The Meme-ification of Male Behaviour
TikTok didn’t stop at identifying him. University campuses have taken the joke further with tongue-in-cheek performative man contests, where students nominate classmates caught in their “peak aesthetic” moments. Think a guy journaling on a patch of grass at golden hour, a lad playing chess alone outside a café, or someone reading Camus under a tree as if an arthouse director yelled action.
It’s playful, harmless fun—until it quietly becomes something else.
The more viral the trend becomes, the easier it is to accuse someone of being performative simply for existing in a way the internet has now claimed as a trope. It’s almost like we’ve created a new character archetype just to mock people who are living a little too romantically for our taste.
When Normal Men Become Content
And yet, people can sincerely enjoy quiet, introspective hobbies without constructing an entire persona around them. Not every guy reading in public is doing method acting for a role nobody cast him in.
Although, to be fair, I once saw a man in the smoking area of a club reading a paperback under the heater’s dramatic orange spotlight. He wasn’t tucked away either—he’d picked a prime, eye-catching location, and every few moments he glanced up at the crowd with the subtlety of someone waiting to be noticed. It was funny, and yes, wildly performative, but it also made me realise how tightly we now scrutinise behaviour through the “is he doing it for attention?” filter.
Maybe that’s the real problem: everything and everyone is now viewed as potential content.
When Trends Blur Into Reality
The performative man trend has become a shorthand for analysing male behaviour, but it risks flattening real personalities into memes. Once a hobby becomes aesthetic-coded, the people who genuinely enjoy it get lumped into a stereotype that may not fit them at all.
Reading, journaling, liking quiet music, dressing well—these existed long before TikTok decided to categorise them. And as the trend grows, the danger is that men get labelled as “performative” simply for being themselves. Ironically, we may be forcing people into performance by constantly accusing them of it.

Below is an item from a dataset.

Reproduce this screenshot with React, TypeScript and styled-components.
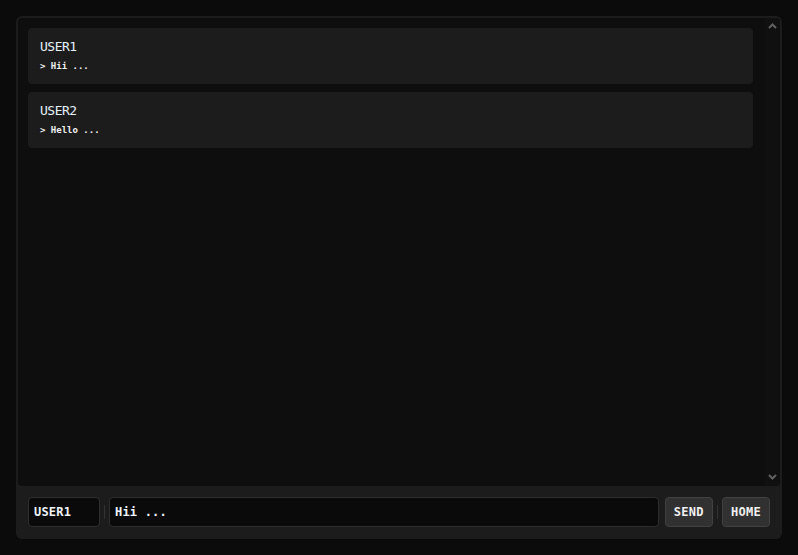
import styled, { createGlobalStyle } from "styled-components";

const GlobalStyle = createGlobalStyle`
  html, body {
    margin: 0;
    padding: 0;
    background-color: #0b0b0b;
    font-family: "DejaVu Sans Mono", "Liberation Mono", monospace;
    color: #eaeaea;
  }
  * {
    box-sizing: border-box;
  }
`;

const Page = styled.div`
  height: 555px;
  padding: 16px;
`;

const ChatBox = styled.div`
  display: flex;
  flex-direction: column;
  width: 766px;
  height: 523px;
  padding: 2px;
  background-color: #1c1c1c;
  border-radius: 6px;
`;

const ChatArea = styled.div`
  flex: 1;
  display: flex;
  min-height: 0;
  background-color: #0e0e0e;
  border-radius: 4px;
  overflow: hidden;
`;

const MessageList = styled.div`
  flex: 1;
  display: flex;
  flex-direction: column;
  gap: 8px;
  padding: 10px 12px 10px 10px;
`;

const ScrollTrack = styled.div`
  width: 15px;
  display: flex;
  flex-direction: column;
  justify-content: space-between;
  align-items: center;
  padding: 5px 0 6px 0;
  background-color: #101010;
`;

const MessageCard = styled.div`
  padding: 10px 12px;
  background-color: #1c1c1c;
  border-radius: 4px;
`;

const Author = styled.div`
  font-size: 13px;
  letter-spacing: -0.5px;
  line-height: 18px;
  color: #e4f0fb;
`;

const Text = styled.div`
  margin-top: 2px;
  font-size: 9px;
  font-weight: bold;
  line-height: 16px;
  color: #f2f2f2;
`;

const Toolbar = styled.div`
  display: flex;
  align-items: center;
  gap: 4px;
  padding: 11px 10px 10px 10px;
`;

const Field = styled.input<{ $width?: number }>`
  height: 30px;
  ${(p) => (p.$width ? `width: ${p.$width}px;` : "flex: 1; min-width: 0;")}
  padding: 0 5px;
  background-color: #0a0a0a;
  border: 1px solid #2e2e2e;
  border-radius: 4px;
  color: #eef4fa;
  font-family: inherit;
  font-size: 12px;
  font-weight: bold;
  letter-spacing: 0.2px;
  outline: none;
`;

const Divider = styled.span`
  width: 1px;
  height: 14px;
  background-color: #333;
`;

const Button = styled.button<{ $push?: boolean }>`
  height: 30px;
  padding: 0 8px;
  margin-left: ${(p) => (p.$push ? "2px" : "0")};
  background-color: #313131;
  border: 1px solid #414141;
  border-radius: 4px;
  color: #f0f0f0;
  font-family: inherit;
  font-size: 12px;
  font-weight: bold;
  letter-spacing: 0.3px;
  cursor: pointer;
`;

const Chevron = ({ down }: { down?: boolean }) => (
  <svg width="9" height="6" viewBox="0 0 9 6">
    <path
      d={down ? "M1 1 L4.5 4.5 L8 1" : "M1 5 L4.5 1.5 L8 5"}
      fill="none"
      stroke="#606060"
      strokeWidth="2"
    />
  </svg>
);

const messages = [
  { user: "USER1", text: "> Hii ..." },
  { user: "USER2", text: "> Hello ..." },
];

export default function App() {
  return (
    <>
      <GlobalStyle />
      <Page>
        <ChatBox>
          <ChatArea>
            <MessageList>
              {messages.map((m) => (
                <MessageCard key={m.user}>
                  <Author>{m.user}</Author>
                  <Text>{m.text}</Text>
                </MessageCard>
              ))}
            </MessageList>
            <ScrollTrack>
              <Chevron />
              <Chevron down />
            </ScrollTrack>
          </ChatArea>
          <Toolbar>
            <Field $width={72} defaultValue="USER1" />
            <Divider />
            <Field defaultValue="Hii ..." />
            <Button $push>SEND</Button>
            <Divider />
            <Button>HOME</Button>
          </Toolbar>
        </ChatBox>
      </Page>
    </>
  );
}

Why Personal Green Flags and Red Flags Matter More Than TikTok
At some point, we have to step away from internet-wide diagnostics and come back to ourselves.
Your personal green flags and red flags matter far more than what TikTok decides is suspicious this week. The internet can turn almost any interest—books, fitness, hobbies, cooking into a red flag if you scroll long enough.
But dating isn’t collective. It’s personal.
If someone’s behaviour feels genuine to you, trust it. If something feels wrong, trust that too. You don’t need a trending label to confirm your instincts. Trends shift every few months, but your boundaries and feelings are far more reliable.
Let People Be Human Again
So yes, laugh at the memes. Share the campus contest photos—they’re funny. But in real life? Look past the performance, real or imagined. People are more complex than TikTok categories, and sincerity still exists, even if it now competes with a world where everything looks curated.
Sometimes a guy is reading a book in a club because he wants attention.
Sometimes he’s reading because he’s genuinely weird.
And sometimes—rarely—he’s just a human being doing something without thinking about how it looks online.